_Goal of the exercise_
Scan the entries below. List each line with "that".
* START *
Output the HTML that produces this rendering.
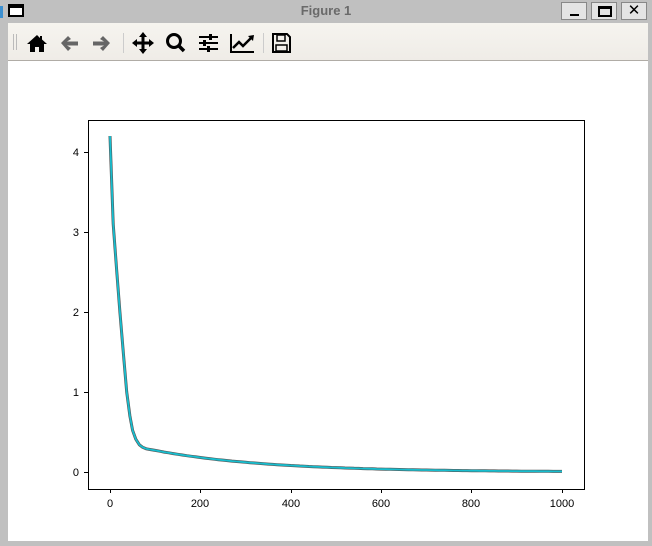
<!DOCTYPE html>
<html><head><meta charset="utf-8"><style>
*{margin:0;padding:0;box-sizing:border-box}
body{width:652px;height:546px;background:#c0c0c0;position:relative;overflow:hidden;font-family:"Liberation Sans","DejaVu Sans",sans-serif}
.title{position:absolute;left:0;top:0;width:652px;height:22px;background:#c0c0c0}
.title .t{position:absolute;left:0;width:652px;text-align:center;top:3px;font-size:13px;font-weight:bold;color:#6a6a6a}
.wicon{position:absolute;left:8px;top:4px;width:16px;height:13px;border:2px solid #000;border-top-width:4px;background:#fff}
.btn{position:absolute;top:2px;width:26px;height:18px;background:#e4e4e4;border:1px solid #888;}
.tb{position:absolute;left:8px;top:23px;width:640px;height:38px;background:linear-gradient(#f6f4ef,#efece7);border-bottom:1px solid #b0aca6}
.canvas{position:absolute;left:8px;top:61px;width:640px;height:480px;background:#fff}
svg{position:absolute;left:0;top:0}
</style></head><body>
<div class="title"><div class="t">Figure 1</div></div>
<div class="wicon"></div>
<div style="position:absolute;left:0;top:6px;width:3px;height:12px;background:#3b8fd0"></div>
<div class="btn" style="left:561px"><div style="position:absolute;left:8px;top:11px;width:9px;height:2px;background:#000"></div></div>
<div class="btn" style="left:591px"><div style="position:absolute;left:6px;top:3px;width:14px;height:11px;border:2px solid #000;border-top-width:3px"></div></div>
<div class="btn" style="left:621px;font-size:15px;font-weight:bold;text-align:center;line-height:16px">✕</div>
<div class="tb"></div>
<div class="canvas"></div>
<svg width="652" height="546" viewBox="0 0 652 546">
<g fill="#000">
<g fill="#bbb"><rect x="13" y="34" width="1" height="16"/><rect x="16" y="34" width="1" height="16"/></g>
<path d="M37 35 L27 44 L30 44 L30 52 L35 52 L35 47 L39 47 L39 52 L44 52 L44 44 L47 44 L42 39.5 L42 36 L40 36 L40 38 Z"/>
<path d="M61 43 L68 36 L71 39 L67 41.5 L78 41.5 L78 45.5 L67 45.5 L71 48 L68 51 Z" fill="#666"/>
<path d="M110 43 L103 36 L100 39 L104 41.5 L93 41.5 L93 45.5 L104 45.5 L100 48 L103 51 Z" fill="#666"/>
<rect x="123" y="33" width="1" height="20" fill="#ccc"/>
<path d="M143 32 L147 37 L144.5 37 L144.5 41.5 L149 41.5 L149 39 L154 43 L149 47 L149 44.5 L144.5 44.5 L144.5 49 L147 49 L143 54 L139 49 L141.5 49 L141.5 44.5 L137 44.5 L137 47 L132 43 L137 39 L137 41.5 L141.5 41.5 L141.5 37 L139 37 Z"/>
<circle cx="174" cy="41" r="6.5" fill="none" stroke="#000" stroke-width="3"/>
<path d="M178 45 L184 51" stroke="#000" stroke-width="3.5"/>
<g><rect x="199" y="36" width="19" height="2"/><rect x="199" y="42" width="19" height="2"/><rect x="199" y="48" width="19" height="2"/>
<rect x="209" y="34" width="3" height="6"/><rect x="203" y="40" width="3" height="6"/><rect x="207" y="46" width="3" height="6"/></g>
<path d="M231 34 L231 52 L254 52" fill="none" stroke="#000" stroke-width="2"/>
<path d="M233 48 L239 42 L243 46 L251 38" fill="none" stroke="#000" stroke-width="2.5"/>
<path d="M248 36 L254 35 L253 41 Z"/>
<rect x="263" y="33" width="1" height="20" fill="#ccc"/>
<path d="M273 34 L287 34 L290 37 L290 52 L273 52 Z" fill="none" stroke="#000" stroke-width="2"/>
<rect x="277" y="35" width="8" height="6" fill="none" stroke="#000" stroke-width="1.5"/>
<rect x="276" y="45" width="11" height="6" fill="none" stroke="#000" stroke-width="1.5"/>
</g>
<rect x="88.5" y="120.5" width="496" height="369" fill="none" stroke="#000" stroke-width="1"/>
<g stroke="#000" stroke-width="1">
<path d="M110.5 489 v4 M200.5 489 v4 M291.5 489 v4 M381.5 489 v4 M471.5 489 v4 M562.5 489 v4"/>
<path d="M88 472.5 h-4 M88 392.5 h-4 M88 312.5 h-4 M88 232.5 h-4 M88 152.5 h-4"/>
</g>
<g font-size="11" font-family="Liberation Sans,DejaVu Sans,sans-serif" fill="#000" text-anchor="middle">
<text x="110" y="507">0</text><text x="200" y="507">200</text><text x="291" y="507">400</text><text x="381" y="507">600</text><text x="471" y="507">800</text><text x="562" y="507">1000</text>
<g text-anchor="end"><text x="79" y="476">0</text><text x="79" y="396">1</text><text x="79" y="316">2</text><text x="79" y="236">3</text><text x="79" y="156">4</text></g>
</g>
<polyline id="c1" fill="none" stroke="#555" stroke-width="3"/>
<polyline id="c2" fill="none" stroke="#17becf" stroke-width="1.8"/>
</svg>
<script>
var k=[[0,4.2],[7,3.1],[15,2.5],[22,2.0],[30,1.45],[37,1.0],[44,0.7],[50,0.52],[57,0.41],[65,0.34],[72,0.31],[80,0.29],[90,0.28],[100,0.27]];
var p=[];
k.forEach(function(a){p.push((110+a[0]*0.452).toFixed(1)+","+(472-a[1]*80).toFixed(1));});
for(var x=110;x<=1000;x+=10){
 var y=0.27*Math.exp(-(x-100)/250);
 p.push((110+x*0.452).toFixed(1)+","+(472-y*80).toFixed(1));
}
document.getElementById("c1").setAttribute("points",p.join(" "));
document.getElementById("c2").setAttribute("points",p.join(" "));
</script>
</body></html>
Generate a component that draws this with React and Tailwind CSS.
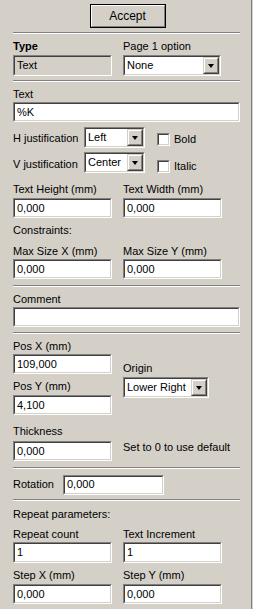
const font = { fontFamily: '"Liberation Sans", Arial, sans-serif' }

function Sunken({ className = "", inner = "bg-white", children }) {
  return (
    <div className={`border border-t-[#808080] border-l-[#808080] border-r-white border-b-white ${className}`}>
      <div className={`h-full border border-t-[#404040] border-l-[#404040] border-r-[#d4d0c8] border-b-[#d4d0c8] flex items-center ${inner}`}>
        {children}
      </div>
    </div>
  )
}

function Field({ value, className = "w-[99px]" }) {
  return (
    <Sunken className={`h-[20px] ${className}`}>
      <span className="pl-[2px] leading-none">{value}</span>
    </Sunken>
  )
}

function Combo({ value, className }) {
  return (
    <Sunken className={`h-[21px] ${className}`}>
      <span className="pl-[2px] flex-1 leading-none">{value}</span>
      <div className="h-full w-[16px] border border-t-[#d4d0c8] border-l-[#d4d0c8] border-r-[#404040] border-b-[#404040]">
        <div className="h-full w-full bg-[#d4d0c8] border border-t-white border-l-white border-r-[#808080] border-b-[#808080] flex items-center justify-center">
          <div className="w-0 h-0 border-l-[3.5px] border-r-[3.5px] border-t-[4px] border-l-transparent border-r-transparent border-t-black" />
        </div>
      </div>
    </Sunken>
  )
}

function Check({ label }) {
  return (
    <div className="flex items-center gap-[4px]">
      <div className="w-[13px] h-[13px] border border-t-[#808080] border-l-[#808080] border-r-white border-b-white">
        <div className="w-full h-full bg-white border border-t-[#404040] border-l-[#404040] border-r-[#d4d0c8] border-b-[#d4d0c8]" />
      </div>
      <span>{label}</span>
    </div>
  )
}

function Sep({ className = "" }) {
  return <div className={`w-[227px] border-t border-t-[#808080] border-b border-b-white ${className}`} />
}

function Label({ children, className = "" }) {
  return <div className={`h-[13px] leading-[13px] whitespace-nowrap ${className}`}>{children}</div>
}

export default function App() {
  return (
    <div
      className="w-[253px] h-[609px] bg-[#d4d0c8] text-black text-[11px] overflow-hidden flex"
      style={font}
    >
      <div className="w-[251px] pl-[13px] flex flex-col">
        {/* Accept */}
        <div className="w-[227px] flex justify-center pt-[4px] pl-[2px]">
          <div className="w-[76px] h-[24px] border border-black">
            <div className="w-full h-full border border-t-white border-l-white border-r-[#808080] border-b-[#808080] flex items-center justify-center">
              <span className="text-[12px]">Accept</span>
            </div>
          </div>
        </div>
        <Sep className="mt-[4px]" />

        {/* Type / Page option */}
        <div className="flex gap-[11px] mt-[6px]">
          <div className="w-[99px]">
            <Label className="font-bold">Type</Label>
            <Sunken className="h-[21px] mt-[2px] w-[99px]" inner="bg-[#d4d0c8]">
              <span className="pl-[2px] leading-none">Text</span>
            </Sunken>
          </div>
          <div>
            <Label>Page 1 option</Label>
            <Combo value="None" className="w-[98px] mt-[2px]" />
          </div>
        </div>
        <Sep className="mt-[4px]" />

        {/* Text */}
        <Label className="mt-[6px]">Text</Label>
        <Field value="%K" className="w-[227px] mt-[1px]" />

        <div className="flex items-center mt-[5px] h-[21px]">
          <span className="w-[71px] pt-[2px]">H justification</span>
          <Combo value="Left" className="w-[61px]" />
          <div className="ml-[12px] pt-[3px]"><Check label="Bold" /></div>
        </div>
        <div className="flex items-center mt-[4px] h-[21px]">
          <span className="w-[71px] pt-[4px]">V justification</span>
          <Combo value="Center" className="w-[61px]" />
          <div className="ml-[12px] pt-[7px]"><Check label="Italic" /></div>
        </div>

        <div className="flex gap-[11px] mt-[10px]">
          <div>
            <Label>Text Height (mm)</Label>
            <Field value="0,000" className="w-[99px] mt-[2px]" />
          </div>
          <div>
            <Label>Text Width (mm)</Label>
            <Field value="0,000" className="w-[99px] mt-[2px]" />
          </div>
        </div>
        <Label className="mt-[6px]">Constraints:</Label>
        <div className="flex gap-[11px] mt-[8px]">
          <div>
            <Label>Max Size X (mm)</Label>
            <Field value="0,000" className="w-[99px] mt-[1px]" />
          </div>
          <div>
            <Label>Max Size Y (mm)</Label>
            <Field value="0,000" className="w-[99px] mt-[1px]" />
          </div>
        </div>
        <Sep className="mt-[6px]" />

        <Label className="mt-[6px]">Comment</Label>
        <Field value="" className="w-[227px] mt-[1px]" />
        <Sep className="mt-[5px]" />

        {/* Position */}
        <div className="flex gap-[11px] mt-[6px]">
          <div>
            <Label>Pos X (mm)</Label>
            <Field value="109,000" className="w-[99px] mt-[1px]" />
            <Label className="mt-[6px]">Pos Y (mm)</Label>
            <Field value="4,100" className="w-[99px] mt-[2px]" />
          </div>
          <div className="pt-[22px]">
            <Label>Origin</Label>
            <Combo value="Lower Right" className="w-[86px] mt-[2px]" />
          </div>
        </div>

        <div className="flex gap-[11px] mt-[10px]">
          <div>
            <Label>Thickness</Label>
            <Field value="0,000" className="w-[99px] mt-[3px]" />
          </div>
          <Label className="pt-[16px] h-auto">Set to 0 to use default</Label>
        </div>
        <Sep className="mt-[6px]" />

        <div className="flex items-center mt-[5px] h-[21px]">
          <span className="w-[50px]">Rotation</span>
          <Field value="0,000" className="w-[101px]" />
        </div>
        <Sep className="mt-[4px]" />

        <Label className="mt-[7px]">Repeat parameters:</Label>
        <div className="flex gap-[11px] mt-[7px]">
          <div>
            <Label>Repeat count</Label>
            <Field value="1" className="w-[99px] mt-[1px] h-[21px]" />
          </div>
          <div>
            <Label>Text Increment</Label>
            <Field value="1" className="w-[99px] mt-[1px] h-[21px]" />
          </div>
        </div>
        <div className="flex gap-[11px] mt-[6px]">
          <div>
            <Label>Step X (mm)</Label>
            <Field value="0,000" className="w-[99px] mt-[2px]" />
          </div>
          <div>
            <Label>Step Y (mm)</Label>
            <Field value="0,000" className="w-[99px] mt-[2px]" />
          </div>
        </div>
      </div>
      <div className="w-[1px] h-full bg-[#808080]" />
      <div className="w-[1px] h-full bg-[#d4d0c8]" />
    </div>
  )
}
* END *
_Reply to the exercise_
Output the HTML that produces this rendering.
Generate a component that draws this with React and Tailwind CSS.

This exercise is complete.